Stored data:

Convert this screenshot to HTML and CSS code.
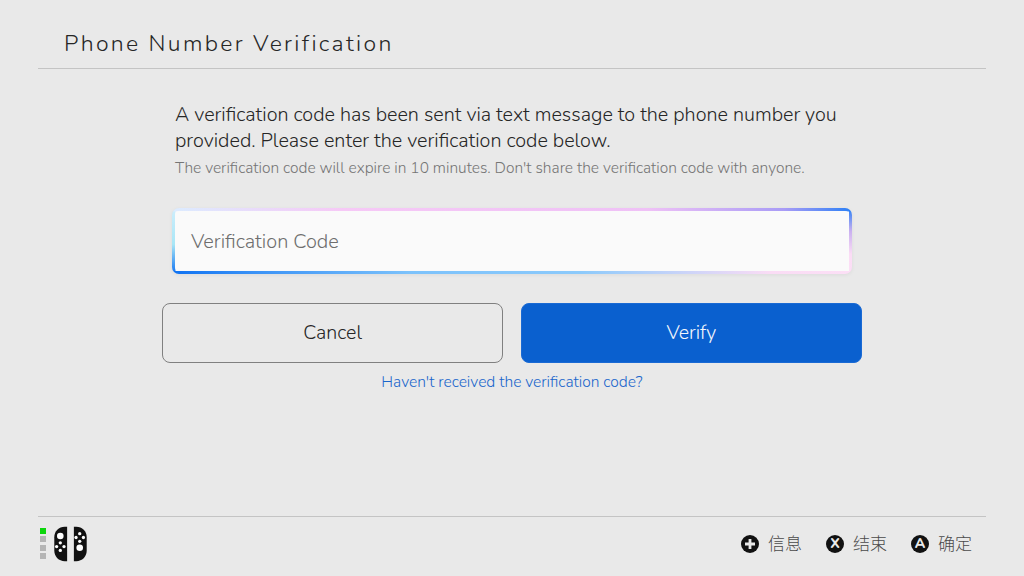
FILE: index.html
```html
<!DOCTYPE html>
<html lang="en">
<head>
<meta charset="utf-8">
<title>Phone Number Verification</title>
<link rel="stylesheet" href="styles.css">
</head>
<body>
<div class="screen">
  <header class="header"><h1 class="title">Phone Number Verification</h1></header>
  <main class="main">
    <div class="message">
      <p class="lead">A verification code has been sent via text message to the phone number you provided. Please enter the verification code below.</p>
      <p class="note">The verification code will expire in 10 minutes. Don't share the verification code with anyone.</p>
    </div>
    <div class="field"><div class="field-inner">Verification Code</div></div>
    <div class="actions">
      <div class="btn btn-cancel">Cancel</div>
      <div class="btn btn-verify">Verify</div>
    </div>
    <div class="link">Haven't received the verification code?</div>
  </main>
  <footer class="footer">
    <div class="status">
      <div class="leds"><i class="led on"></i><i class="led"></i><i class="led"></i><i class="led"></i></div>
      <svg class="joycon" width="33" height="36" viewBox="0 0 34 36">
        <path fill="#111" d="M13.500 0.300V35.700H11C5 35.700 0.300 31 0.300 25V11C0.300 5 5 0.300 11 0.300Z"/>
        <path fill="#111" d="M20.500 0.300V35.700H23C29 35.700 33.700 31 33.700 25V11C33.700 5 29 0.300 23 0.300Z"/>
        <circle cx="6.500" cy="9.800" r="3.400" fill="#fff"/>
        <circle cx="6.500" cy="16.800" r="1.700" fill="#fff"/><circle cx="6.500" cy="24.600" r="1.700" fill="#fff"/>
        <circle cx="2.700" cy="20.700" r="1.700" fill="#fff"/><circle cx="10.300" cy="20.700" r="1.700" fill="#fff"/>
        <circle cx="26.500" cy="21.800" r="3.400" fill="#fff"/>
        <circle cx="26.500" cy="7.400" r="1.700" fill="#fff"/><circle cx="26.500" cy="15.200" r="1.700" fill="#fff"/>
        <circle cx="22.700" cy="11.300" r="1.700" fill="#fff"/><circle cx="30.300" cy="11.300" r="1.700" fill="#fff"/>
      </svg>
    </div>
    <div class="hints">
      <div class="hint"><span class="key"><svg width="12" height="12" viewBox="0 0 12 12"><path d="M6 1V11M1 6H11" stroke="#e9e9e9" stroke-width="2.800"/></svg></span><span class="hint-label">信息</span></div>
      <div class="hint"><span class="key">X</span><span class="hint-label">结束</span></div>
      <div class="hint"><span class="key">A</span><span class="hint-label">确定</span></div>
    </div>
  </footer>
</div>
</body>
</html>
```
FILE: styles.css
```css
* { box-sizing: border-box; }
html, body { margin: 0; padding: 0; }
body {
  width: 1024px;
  height: 576px;
  overflow: hidden;
  background: #e9e9e9;
  color: #262626;
  font-family: "Nunito", "Noto Sans", "Noto Sans CJK SC", sans-serif;
  font-weight: 300;
}
.screen {
  width: 1024px;
  height: 576px;
  padding: 0 38px;
  display: flex;
  flex-direction: column;
}
.header {
  height: 69px;
  flex: none;
  border-bottom: 1px solid #c4c4c4;
  padding: 29px 0 0 26px;
}
.title {
  margin: 0;
  font-size: 23px;
  line-height: 30px;
  font-weight: 300;
  letter-spacing: 2.330px;
}
.main {
  flex: 1;
  display: flex;
  flex-direction: column;
  align-items: center;
}
.message {
  width: 674px;
  margin-top: 33px;
}
.lead {
  margin: 0;
  font-size: 19.760px;
  line-height: 26px;
}
.note {
  margin: 4px 0 0;
  font-size: 15.500px;
  line-height: 20px;
  color: #757575;
}
.field {
  width: 680px;
  height: 66px;
  margin-top: 30px;
  padding: 3px;
  border-radius: 7px;
  background-color: #fafafa;
  background-repeat: no-repeat;
  background-image:
    linear-gradient(90deg, #dcecff 0%, #f6c9f6 25%, #efc1f6 70%, #a99cf6 90%, #2a80f6 100%),
    linear-gradient(90deg, #0f72f2 0%, #3a92f6 12%, #7cc2fb 35%, #8ccafb 60%, #cdd4f8 76%, #fadcf5 88%, #fcdff6 100%),
    linear-gradient(180deg, #cfeefc 0%, #a8e6f6 55%, #0f72f2 100%),
    linear-gradient(180deg, #2a80f6 0%, #c9b0f0 35%, #fbdcf5 70%, #fcdff6 100%);
  background-size: 100% 3.500px, 100% 3.500px, 3.500px 100%, 3.500px 100%;
  background-position: top, bottom, left, right;
  box-shadow: 0 1px 4px rgba(0, 0, 0, 0.06);
}
.field-inner {
  height: 100%;
  border-radius: 4px;
  background: #fafafa;
  padding-left: 16px;
  font-size: 19.900px;
  line-height: 62px;
  color: #6e6e6e;
}
.actions {
  display: flex;
  gap: 17.400px;
  margin-top: 29px;
}
.btn {
  width: 341.300px;
  height: 60px;
  border-radius: 8px;
  font-size: 19.600px;
  line-height: 58px;
  text-align: center;
}
.btn-cancel {
  border: 1px solid #808080;
}
.btn-verify {
  border: 1px solid #1a6ad4;
  background: #0a60cf;
  color: #f2f6fc;
}
.link {
  margin-top: 9px;
  font-size: 15.550px;
  line-height: 20px;
  color: #1a66cc;
}
.footer {
  height: 60px;
  flex: none;
  border-top: 1px solid #c4c4c4;
  display: flex;
  justify-content: space-between;
  align-items: center;
  padding: 0 14px 6px 2px;
}
.status {
  display: flex;
  align-items: center;
  gap: 8px;
}
.leds {
  display: flex;
  flex-direction: column;
  gap: 2.500px;
}
.led {
  display: block;
  width: 6px;
  height: 6px;
  background: #b4b4b4;
}
.led.on { background: #0cd60c; }
.joycon { display: block; }
.hints {
  display: flex;
  gap: 24px;
}
.hint {
  display: flex;
  align-items: center;
  gap: 9px;
}
.key {
  width: 18px;
  height: 18px;
  border-radius: 50%;
  background: #111;
  color: #e9e9e9;
  display: flex;
  align-items: center;
  justify-content: center;
  font-size: 14px;
  font-weight: 800;
}
.key svg { display: block; }
.hint-label {
  font-family: "Noto Sans CJK SC", sans-serif;
  font-size: 17px;
  line-height: 22px;
  padding-bottom: 1px;
  color: #4a4a4a;
}
```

Task to complete: All of the data above should be quoted exactly, except for the pictures.

Task solution:
Convert this screenshot to HTML and CSS code.
FILE: index.html
```html
<!DOCTYPE html>
<html lang="en">
<head>
<meta charset="utf-8">
<title>Phone Number Verification</title>
<link rel="stylesheet" href="styles.css">
</head>
<body>
<div class="screen">
  <header class="header"><h1 class="title">Phone Number Verification</h1></header>
  <main class="main">
    <div class="message">
      <p class="lead">A verification code has been sent via text message to the phone number you provided. Please enter the verification code below.</p>
      <p class="note">The verification code will expire in 10 minutes. Don't share the verification code with anyone.</p>
    </div>
    <div class="field"><div class="field-inner">Verification Code</div></div>
    <div class="actions">
      <div class="btn btn-cancel">Cancel</div>
      <div class="btn btn-verify">Verify</div>
    </div>
    <div class="link">Haven't received the verification code?</div>
  </main>
  <footer class="footer">
    <div class="status">
      <div class="leds"><i class="led on"></i><i class="led"></i><i class="led"></i><i class="led"></i></div>
      <svg class="joycon" width="33" height="36" viewBox="0 0 34 36">
        <path fill="#111" d="M13.500 0.300V35.700H11C5 35.700 0.300 31 0.300 25V11C0.300 5 5 0.300 11 0.300Z"/>
        <path fill="#111" d="M20.500 0.300V35.700H23C29 35.700 33.700 31 33.700 25V11C33.700 5 29 0.300 23 0.300Z"/>
        <circle cx="6.500" cy="9.800" r="3.400" fill="#fff"/>
        <circle cx="6.500" cy="16.800" r="1.700" fill="#fff"/><circle cx="6.500" cy="24.600" r="1.700" fill="#fff"/>
        <circle cx="2.700" cy="20.700" r="1.700" fill="#fff"/><circle cx="10.300" cy="20.700" r="1.700" fill="#fff"/>
        <circle cx="26.500" cy="21.800" r="3.400" fill="#fff"/>
        <circle cx="26.500" cy="7.400" r="1.700" fill="#fff"/><circle cx="26.500" cy="15.200" r="1.700" fill="#fff"/>
        <circle cx="22.700" cy="11.300" r="1.700" fill="#fff"/><circle cx="30.300" cy="11.300" r="1.700" fill="#fff"/>
      </svg>
    </div>
    <div class="hints">
      <div class="hint"><span class="key"><svg width="12" height="12" viewBox="0 0 12 12"><path d="M6 1V11M1 6H11" stroke="#e9e9e9" stroke-width="2.800"/></svg></span><span class="hint-label">信息</span></div>
      <div class="hint"><span class="key">X</span><span class="hint-label">结束</span></div>
      <div class="hint"><span class="key">A</span><span class="hint-label">确定</span></div>
    </div>
  </footer>
</div>
</body>
</html>
```
FILE: styles.css
```css
* { box-sizing: border-box; }
html, body { margin: 0; padding: 0; }
body {
  width: 1024px;
  height: 576px;
  overflow: hidden;
  background: #e9e9e9;
  color: #262626;
  font-family: "Nunito", "Noto Sans", "Noto Sans CJK SC", sans-serif;
  font-weight: 300;
}
.screen {
  width: 1024px;
  height: 576px;
  padding: 0 38px;
  display: flex;
  flex-direction: column;
}
.header {
  height: 69px;
  flex: none;
  border-bottom: 1px solid #c4c4c4;
  padding: 29px 0 0 26px;
}
.title {
  margin: 0;
  font-size: 23px;
  line-height: 30px;
  font-weight: 300;
  letter-spacing: 2.330px;
}
.main {
  flex: 1;
  display: flex;
  flex-direction: column;
  align-items: center;
}
.message {
  width: 674px;
  margin-top: 33px;
}
.lead {
  margin: 0;
  font-size: 19.760px;
  line-height: 26px;
}
.note {
  margin: 4px 0 0;
  font-size: 15.500px;
  line-height: 20px;
  color: #757575;
}
.field {
  width: 680px;
  height: 66px;
  margin-top: 30px;
  padding: 3px;
  border-radius: 7px;
  background-color: #fafafa;
  background-repeat: no-repeat;
  background-image:
    linear-gradient(90deg, #dcecff 0%, #f6c9f6 25%, #efc1f6 70%, #a99cf6 90%, #2a80f6 100%),
    linear-gradient(90deg, #0f72f2 0%, #3a92f6 12%, #7cc2fb 35%, #8ccafb 60%, #cdd4f8 76%, #fadcf5 88%, #fcdff6 100%),
    linear-gradient(180deg, #cfeefc 0%, #a8e6f6 55%, #0f72f2 100%),
    linear-gradient(180deg, #2a80f6 0%, #c9b0f0 35%, #fbdcf5 70%, #fcdff6 100%);
  background-size: 100% 3.500px, 100% 3.500px, 3.500px 100%, 3.500px 100%;
  background-position: top, bottom, left, right;
  box-shadow: 0 1px 4px rgba(0, 0, 0, 0.06);
}
.field-inner {
  height: 100%;
  border-radius: 4px;
  background: #fafafa;
  padding-left: 16px;
  font-size: 19.900px;
  line-height: 62px;
  color: #6e6e6e;
}
.actions {
  display: flex;
  gap: 17.400px;
  margin-top: 29px;
}
.btn {
  width: 341.300px;
  height: 60px;
  border-radius: 8px;
  font-size: 19.600px;
  line-height: 58px;
  text-align: center;
}
.btn-cancel {
  border: 1px solid #808080;
}
.btn-verify {
  border: 1px solid #1a6ad4;
  background: #0a60cf;
  color: #f2f6fc;
}
.link {
  margin-top: 9px;
  font-size: 15.550px;
  line-height: 20px;
  color: #1a66cc;
}
.footer {
  height: 60px;
  flex: none;
  border-top: 1px solid #c4c4c4;
  display: flex;
  justify-content: space-between;
  align-items: center;
  padding: 0 14px 6px 2px;
}
.status {
  display: flex;
  align-items: center;
  gap: 8px;
}
.leds {
  display: flex;
  flex-direction: column;
  gap: 2.500px;
}
.led {
  display: block;
  width: 6px;
  height: 6px;
  background: #b4b4b4;
}
.led.on { background: #0cd60c; }
.joycon { display: block; }
.hints {
  display: flex;
  gap: 24px;
}
.hint {
  display: flex;
  align-items: center;
  gap: 9px;
}
.key {
  width: 18px;
  height: 18px;
  border-radius: 50%;
  background: #111;
  color: #e9e9e9;
  display: flex;
  align-items: center;
  justify-content: center;
  font-size: 14px;
  font-weight: 800;
}
.key svg { display: block; }
.hint-label {
  font-family: "Noto Sans CJK SC", sans-serif;
  font-size: 17px;
  line-height: 22px;
  padding-bottom: 1px;
  color: #4a4a4a;
}
```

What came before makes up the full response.